## DESCRIPTION OF THE TASK
Scan the material for the word "styles", and copy each line where it shows up.

◇ ◇ ◇ ◇

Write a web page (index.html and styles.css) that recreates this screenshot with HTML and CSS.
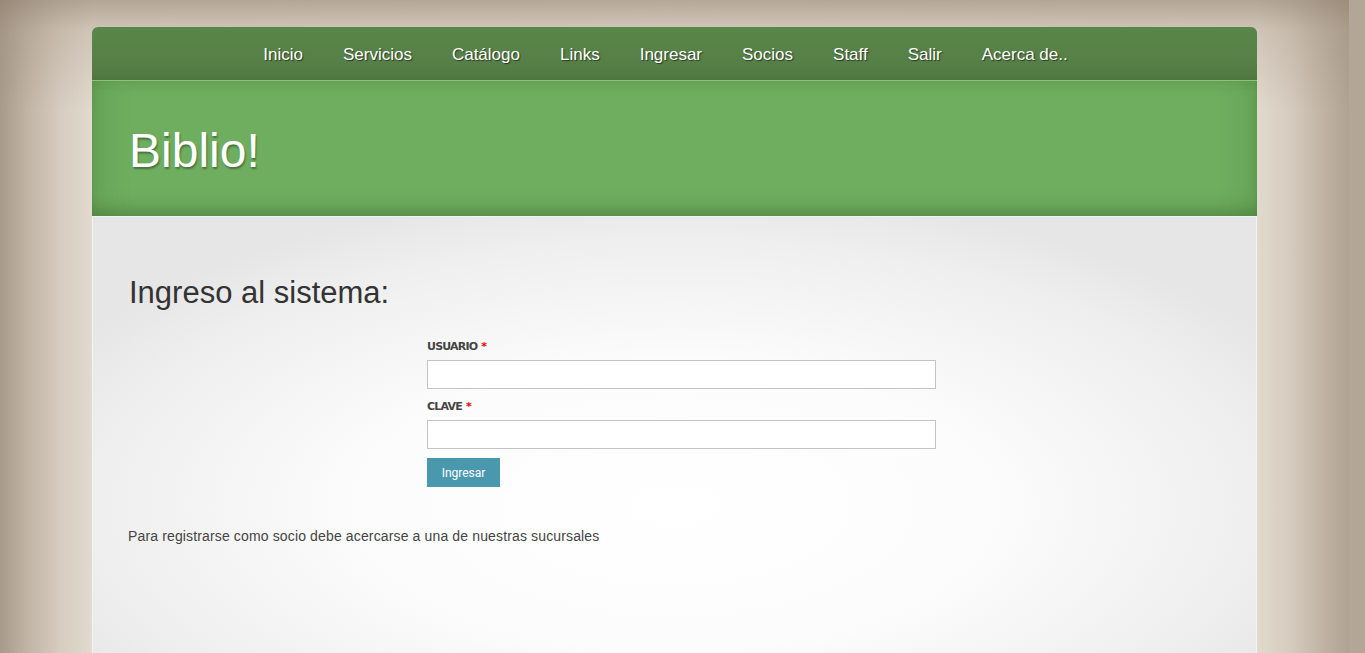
FILE: index.html
```html
<!DOCTYPE html>
<html lang="es">
<head>
<meta charset="utf-8">
<title>Biblio!</title>
<link rel="stylesheet" href="styles.css">
</head>
<body>
<div class="page">
  <nav class="topnav">
    <a href="#">Inicio</a>
    <a href="#">Servicios</a>
    <a href="#">Catálogo</a>
    <a href="#">Links</a>
    <a href="#">Ingresar</a>
    <a href="#">Socios</a>
    <a href="#">Staff</a>
    <a href="#">Salir</a>
    <a href="#">Acerca de..</a>
  </nav>
  <header class="banner">
    <h1>Biblio!</h1>
  </header>
  <main class="content">
    <h2>Ingreso al sistema:</h2>
    <form class="login">
      <label class="field-label">USUARIO <span class="req">*</span></label>
      <input class="field" type="text">
      <label class="field-label">CLAVE <span class="req">*</span></label>
      <input class="field" type="password">
      <button class="btn" type="button">Ingresar</button>
    </form>
    <p class="note">Para registrarse como socio debe acercarse a una de nuestras sucursales</p>
  </main>
</div>
</body>
</html>
```

FILE: styles.css
```css
html {
  min-height: 100%;
  background: #b3a696;
}
body {
  margin: 0;
  width: 1349px;
  min-height: 100vh;
  font-family: "Liberation Sans", Arial, sans-serif;
  background:
    linear-gradient(rgba(140, 122, 104, 0.55) 0, rgba(150, 132, 114, 0.25) 30px, rgba(160, 142, 124, 0) 110px),
    linear-gradient(to right, #a89a8a 0, #c2b6a7 30px, #d6ccbf 60px, #e2dace 92px, #e6dfd4 50%, #e2dace 1257px, #d6ccbf 1289px, #c2b6a7 1319px, #b0a292 1349px);
  background-size: 1349px 653px;
  background-repeat: no-repeat;
  background-color: #b3a696;
}
.page {
  width: 1165px;
  margin: 0 auto;
  padding-top: 27px;
}
.topnav {
  display: flex;
  justify-content: center;
  align-items: center;
  padding: 2px 18px 0 0;
  box-sizing: border-box;
  border-radius: 6px 6px 0 0;
  background: linear-gradient(#588748, #567f47 70%, #4f763f);
  border-bottom: 1px solid #8cc37b;
  height: 54px;
}
.topnav a {
  color: #fff;
  text-decoration: none;
  font-size: 17px;
  padding: 0 20px;
  text-shadow: 1px 1px 1px rgba(0,0,0,0.55);
}
.banner {
  height: 135px;
  display: flex;
  align-items: center;
  padding: 0 36px;
  background: #6fae5f;
  box-shadow: inset 0 -14px 18px -8px rgba(40,80,30,0.35), inset 0 10px 14px -8px rgba(40,80,30,0.15), inset 30px 0 30px -20px rgba(40,80,30,0.15), inset -30px 0 30px -20px rgba(40,80,30,0.15);
}
.banner h1 {
  margin: 4px 0 0 1px;
  font-weight: normal;
  font-size: 48px;
  color: #fff;
  text-shadow: 1px 2px 2px rgba(0,0,0,0.35);
}
.content {
  min-height: 520px;
  padding: 58px 36px 0;
  border-top: 1px solid #f2f2f2;
  border-left: 1px solid #f4f4f4;
  border-right: 1px solid #f4f4f4;
  background: radial-gradient(ellipse 60% 55% at 50% 50%, #ffffff 0%, #fcfcfc 45%, #eeeeee 85%, #e6e6e6 100%);
}
.content h2 {
  margin: 0;
  font-weight: normal;
  font-size: 31px;
  color: #333;
  line-height: 36px;
}
.login {
  width: 510px;
  margin: 29px 0 0 298px;
  display: flex;
  flex-direction: column;
  align-items: flex-start;
}
.field-label {
  font-family: "DejaVu Sans", Verdana, sans-serif;
  font-weight: bold;
  font-size: 11px;
  letter-spacing: -0.8px;
  color: #444;
  line-height: 14px;
  margin-bottom: 6px;
}
.req {
  color: #e00;
  margin-left: 1px;
}
.field {
  box-sizing: border-box;
  width: 509px;
  height: 29px;
  margin: 0 0 11px 0;
  border: 1px solid #c4c4c4;
  background: #fff;
  outline: none;
}
.btn {
  margin-top: -2px;
  width: 73px;
  height: 29px;
  border: none;
  background: #4a98ad;
  color: #fff;
  font-family: Roboto, "Liberation Sans", sans-serif;
  font-size: 12px;
  padding: 0;
}
.note {
  margin: 41px 0 0 -1px;
  font-size: 14px;
  letter-spacing: 0.14px;
  color: #444;
}
```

◇ ◇ ◇ ◇

## SOLVED EXERCISE
Write a web page (index.html and styles.css) that recreates this screenshot with HTML and CSS.
<link rel="stylesheet" href="styles.css">
FILE: styles.css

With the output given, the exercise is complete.